> [WHAT THE TASK REQUIRES]:
Single out the lines of the material that contain "styles" and copy them.

--- begin ---

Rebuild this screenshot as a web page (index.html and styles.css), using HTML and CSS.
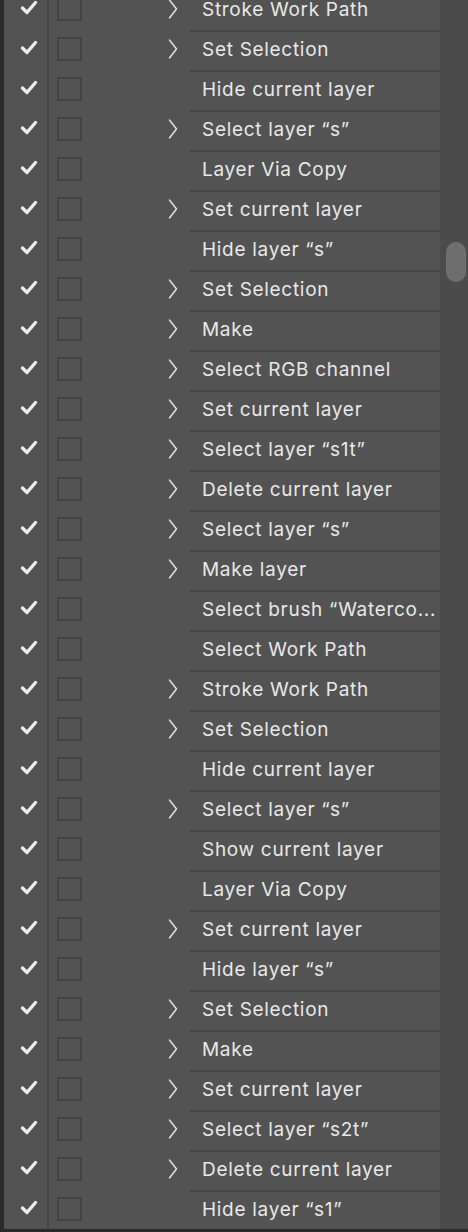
FILE: index.html
```html
<!DOCTYPE html>
<html>
<head>
<meta charset="utf-8">
<link rel="stylesheet" href="styles.css">
</head>
<body>
<div class="panel">
  <div class="list" id="list">
    <div class="row"><div class="check"><svg viewBox="0 0 18 15"><polyline points="2.5,8 7,12.5 15.5,2.5"/></svg></div><div class="toggle"><span class="box"></span><svg class="chev" viewBox="0 0 10 20"><polyline points="1.5,1 8.5,10 1.5,19"/></svg></div><div class="name">Stroke Work Path</div></div>
    <div class="row"><div class="check"><svg viewBox="0 0 18 15"><polyline points="2.5,8 7,12.5 15.5,2.5"/></svg></div><div class="toggle"><span class="box"></span><svg class="chev" viewBox="0 0 10 20"><polyline points="1.5,1 8.5,10 1.5,19"/></svg></div><div class="name">Set Selection</div></div>
    <div class="row"><div class="check"><svg viewBox="0 0 18 15"><polyline points="2.5,8 7,12.5 15.5,2.5"/></svg></div><div class="toggle"><span class="box"></span></div><div class="name">Hide current layer</div></div>
    <div class="row"><div class="check"><svg viewBox="0 0 18 15"><polyline points="2.5,8 7,12.5 15.5,2.5"/></svg></div><div class="toggle"><span class="box"></span><svg class="chev" viewBox="0 0 10 20"><polyline points="1.5,1 8.5,10 1.5,19"/></svg></div><div class="name">Select layer “s”</div></div>
    <div class="row"><div class="check"><svg viewBox="0 0 18 15"><polyline points="2.5,8 7,12.5 15.5,2.5"/></svg></div><div class="toggle"><span class="box"></span></div><div class="name">Layer Via Copy</div></div>
    <div class="row"><div class="check"><svg viewBox="0 0 18 15"><polyline points="2.5,8 7,12.5 15.5,2.5"/></svg></div><div class="toggle"><span class="box"></span><svg class="chev" viewBox="0 0 10 20"><polyline points="1.5,1 8.5,10 1.5,19"/></svg></div><div class="name">Set current layer</div></div>
    <div class="row"><div class="check"><svg viewBox="0 0 18 15"><polyline points="2.5,8 7,12.5 15.5,2.5"/></svg></div><div class="toggle"><span class="box"></span></div><div class="name">Hide layer “s”</div></div>
    <div class="row"><div class="check"><svg viewBox="0 0 18 15"><polyline points="2.5,8 7,12.5 15.5,2.5"/></svg></div><div class="toggle"><span class="box"></span><svg class="chev" viewBox="0 0 10 20"><polyline points="1.5,1 8.5,10 1.5,19"/></svg></div><div class="name">Set Selection</div></div>
    <div class="row"><div class="check"><svg viewBox="0 0 18 15"><polyline points="2.5,8 7,12.5 15.5,2.5"/></svg></div><div class="toggle"><span class="box"></span><svg class="chev" viewBox="0 0 10 20"><polyline points="1.5,1 8.5,10 1.5,19"/></svg></div><div class="name">Make</div></div>
    <div class="row"><div class="check"><svg viewBox="0 0 18 15"><polyline points="2.5,8 7,12.5 15.5,2.5"/></svg></div><div class="toggle"><span class="box"></span><svg class="chev" viewBox="0 0 10 20"><polyline points="1.5,1 8.5,10 1.5,19"/></svg></div><div class="name">Select RGB channel</div></div>
    <div class="row"><div class="check"><svg viewBox="0 0 18 15"><polyline points="2.5,8 7,12.5 15.5,2.5"/></svg></div><div class="toggle"><span class="box"></span><svg class="chev" viewBox="0 0 10 20"><polyline points="1.5,1 8.5,10 1.5,19"/></svg></div><div class="name">Set current layer</div></div>
    <div class="row"><div class="check"><svg viewBox="0 0 18 15"><polyline points="2.5,8 7,12.5 15.5,2.5"/></svg></div><div class="toggle"><span class="box"></span><svg class="chev" viewBox="0 0 10 20"><polyline points="1.5,1 8.5,10 1.5,19"/></svg></div><div class="name">Select layer “s1t”</div></div>
    <div class="row"><div class="check"><svg viewBox="0 0 18 15"><polyline points="2.5,8 7,12.5 15.5,2.5"/></svg></div><div class="toggle"><span class="box"></span><svg class="chev" viewBox="0 0 10 20"><polyline points="1.5,1 8.5,10 1.5,19"/></svg></div><div class="name">Delete current layer</div></div>
    <div class="row"><div class="check"><svg viewBox="0 0 18 15"><polyline points="2.5,8 7,12.5 15.5,2.5"/></svg></div><div class="toggle"><span class="box"></span><svg class="chev" viewBox="0 0 10 20"><polyline points="1.5,1 8.5,10 1.5,19"/></svg></div><div class="name">Select layer “s”</div></div>
    <div class="row"><div class="check"><svg viewBox="0 0 18 15"><polyline points="2.5,8 7,12.5 15.5,2.5"/></svg></div><div class="toggle"><span class="box"></span><svg class="chev" viewBox="0 0 10 20"><polyline points="1.5,1 8.5,10 1.5,19"/></svg></div><div class="name">Make layer</div></div>
    <div class="row"><div class="check"><svg viewBox="0 0 18 15"><polyline points="2.5,8 7,12.5 15.5,2.5"/></svg></div><div class="toggle"><span class="box"></span></div><div class="name">Select brush “Waterco...</div></div>
    <div class="row"><div class="check"><svg viewBox="0 0 18 15"><polyline points="2.5,8 7,12.5 15.5,2.5"/></svg></div><div class="toggle"><span class="box"></span></div><div class="name">Select Work Path</div></div>
    <div class="row"><div class="check"><svg viewBox="0 0 18 15"><polyline points="2.5,8 7,12.5 15.5,2.5"/></svg></div><div class="toggle"><span class="box"></span><svg class="chev" viewBox="0 0 10 20"><polyline points="1.5,1 8.5,10 1.5,19"/></svg></div><div class="name">Stroke Work Path</div></div>
    <div class="row"><div class="check"><svg viewBox="0 0 18 15"><polyline points="2.5,8 7,12.5 15.5,2.5"/></svg></div><div class="toggle"><span class="box"></span><svg class="chev" viewBox="0 0 10 20"><polyline points="1.5,1 8.5,10 1.5,19"/></svg></div><div class="name">Set Selection</div></div>
    <div class="row"><div class="check"><svg viewBox="0 0 18 15"><polyline points="2.5,8 7,12.5 15.5,2.5"/></svg></div><div class="toggle"><span class="box"></span></div><div class="name">Hide current layer</div></div>
    <div class="row"><div class="check"><svg viewBox="0 0 18 15"><polyline points="2.5,8 7,12.5 15.5,2.5"/></svg></div><div class="toggle"><span class="box"></span><svg class="chev" viewBox="0 0 10 20"><polyline points="1.5,1 8.5,10 1.5,19"/></svg></div><div class="name">Select layer “s”</div></div>
    <div class="row"><div class="check"><svg viewBox="0 0 18 15"><polyline points="2.5,8 7,12.5 15.5,2.5"/></svg></div><div class="toggle"><span class="box"></span></div><div class="name">Show current layer</div></div>
    <div class="row"><div class="check"><svg viewBox="0 0 18 15"><polyline points="2.5,8 7,12.5 15.5,2.5"/></svg></div><div class="toggle"><span class="box"></span></div><div class="name">Layer Via Copy</div></div>
    <div class="row"><div class="check"><svg viewBox="0 0 18 15"><polyline points="2.5,8 7,12.5 15.5,2.5"/></svg></div><div class="toggle"><span class="box"></span><svg class="chev" viewBox="0 0 10 20"><polyline points="1.5,1 8.5,10 1.5,19"/></svg></div><div class="name">Set current layer</div></div>
    <div class="row"><div class="check"><svg viewBox="0 0 18 15"><polyline points="2.5,8 7,12.5 15.5,2.5"/></svg></div><div class="toggle"><span class="box"></span></div><div class="name">Hide layer “s”</div></div>
    <div class="row"><div class="check"><svg viewBox="0 0 18 15"><polyline points="2.5,8 7,12.5 15.5,2.5"/></svg></div><div class="toggle"><span class="box"></span><svg class="chev" viewBox="0 0 10 20"><polyline points="1.5,1 8.5,10 1.5,19"/></svg></div><div class="name">Set Selection</div></div>
    <div class="row"><div class="check"><svg viewBox="0 0 18 15"><polyline points="2.5,8 7,12.5 15.5,2.5"/></svg></div><div class="toggle"><span class="box"></span><svg class="chev" viewBox="0 0 10 20"><polyline points="1.5,1 8.5,10 1.5,19"/></svg></div><div class="name">Make</div></div>
    <div class="row"><div class="check"><svg viewBox="0 0 18 15"><polyline points="2.5,8 7,12.5 15.5,2.5"/></svg></div><div class="toggle"><span class="box"></span><svg class="chev" viewBox="0 0 10 20"><polyline points="1.5,1 8.5,10 1.5,19"/></svg></div><div class="name">Set current layer</div></div>
    <div class="row"><div class="check"><svg viewBox="0 0 18 15"><polyline points="2.5,8 7,12.5 15.5,2.5"/></svg></div><div class="toggle"><span class="box"></span><svg class="chev" viewBox="0 0 10 20"><polyline points="1.5,1 8.5,10 1.5,19"/></svg></div><div class="name">Select layer “s2t”</div></div>
    <div class="row"><div class="check"><svg viewBox="0 0 18 15"><polyline points="2.5,8 7,12.5 15.5,2.5"/></svg></div><div class="toggle"><span class="box"></span><svg class="chev" viewBox="0 0 10 20"><polyline points="1.5,1 8.5,10 1.5,19"/></svg></div><div class="name">Delete current layer</div></div>
    <div class="row"><div class="check"><svg viewBox="0 0 18 15"><polyline points="2.5,8 7,12.5 15.5,2.5"/></svg></div><div class="toggle"><span class="box"></span></div><div class="name">Hide layer “s1”</div></div>
  </div>
  <div class="scrollbar"><div class="thumb"></div></div>
</div>
</body>
</html>
```

FILE: styles.css
```css
html, body {
  margin: 0;
  padding: 0;
  background: #535353;
  overflow: hidden;
  height: 1232px;
}
.panel {
  display: flex;
  height: 1232px;
  overflow: hidden;
  border-left: 4px solid #2b2b2b;
  border-bottom: 3px solid #2b2b2b;
  box-sizing: border-box;
}
.list {
  width: 436px;
  margin-top: -10px;
  display: flex;
  flex-direction: column;
}
.row {
  display: flex;
  height: 40px;
  flex: none;
}
.check {
  width: 45px;
  border-right: 2px solid #464646;
  display: flex;
  align-items: center;
  justify-content: center;
  padding: 0 0 6px 7px;
  box-sizing: border-box;
}
.check svg {
  width: 18px;
  height: 15px;
  fill: none;
  stroke: #ececec;
  stroke-width: 3.4;
  stroke-linecap: round;
  stroke-linejoin: round;
}
.toggle {
  width: 141px;
  display: flex;
  align-items: center;
  padding: 0 0 2px 8px;
  box-sizing: border-box;
}
.box {
  width: 25px;
  height: 24px;
  box-sizing: border-box;
  border: 2px solid #434343;
  flex: none;
}
.chev {
  width: 10px;
  height: 20px;
  margin-left: 86px;
  fill: none;
  stroke: #e0e0e0;
  stroke-width: 1.5;
  stroke-linecap: round;
  stroke-linejoin: round;
}
.name {
  width: 250px;
  border-top: 2px solid #464646;
  box-sizing: border-box;
  display: flex;
  align-items: center;
  padding: 0 0 4px 12px;
  font-family: Inter, "Noto Sans", sans-serif;
  font-size: 19px;
  letter-spacing: 0.7px;
  color: #e8e8e8;
  white-space: nowrap;
  overflow: hidden;
}
.scrollbar {
  width: 28px;
  background: #4b4b4b;
  flex: none;
  padding: 242px 0 0 6px;
  box-sizing: border-box;
}
.thumb {
  width: 20px;
  height: 40px;
  border-radius: 10px;
  background: #6e6e6e;
}
```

--- end ---

> [TASK OUTPUT]:
Rebuild this screenshot as a web page (index.html and styles.css), using HTML and CSS.
<link rel="stylesheet" href="styles.css">
FILE: styles.css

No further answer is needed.